As far as my understanding you can build your Synapse Pipeline
Based on the metadata of the files existing in the ADLS Gen 2.
In my experience I have delt with the CSV file to dynamically copy the file to Azure synapse dedicated pool.
Rather than hardcoding or Copying individual file to each table. This approach may help you.
For example I have 2 csv files in ADLS
EMPLOYEE.CSV and DEPARTMENTS.CSV
First I Do the manual import schema to get the json body for the columns only that I need(For desired columns only).
from the above Json you can get the TYPE key and Mapping key.
which will point source and sink Column name. samefor the employee dataset. copy the Json body into a notepad.
Now In the Azure synapse I am creating a config table called
Table_Mapping. with below schema.
Create table table_mapping
(
SourceFile Nvarchar(50),
SourceTableSchema NVARCHAR(50),
SinkaTableName NVARCHAR(50),
jsonMapping NVARCHAR(4000)
)
The Json Mapping column consist of the above json body of the Desired columns only.

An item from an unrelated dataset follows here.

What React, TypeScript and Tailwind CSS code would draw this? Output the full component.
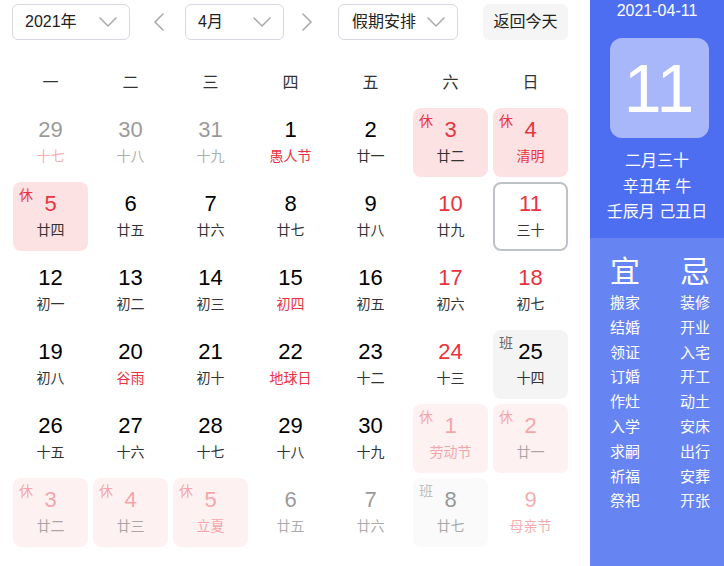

Now Lets Build Dynamic Pipeline.
Get metadata activity To know what file we have in ADLS it should point only folder NOT TO any file.
For Each
Inside FOR EACH LOOK UP
In Look up we have the TABLE_Mapping so for each Iteration it will take the file name and table name and so on.
In the Query
select * from table_mapping where sourceFile='@{item().name}'
Next Copy activity Create Data set parameters for both Source and sink
here is the Expression for the Source and Sink dataset parameters
Source dataset:
FileName: @activity('Lookup1').output.firstRow.SourceFile
Sink dataset:
Schema:
@activity('Lookup1').output.firstRow.SourceTableSchema
tabelName:
@activity('Lookup1').output.firstRow.SinkaTableName
In the Mapping ADD DYNAMIC CONTENT with below expression.
@json(activity('Lookup1').output.firstRow.jsonMapping)
This approach of having a configuration Table for the columns can dynamically copy the data from source(ADLS) to Sink(Synapse dedicated SQL).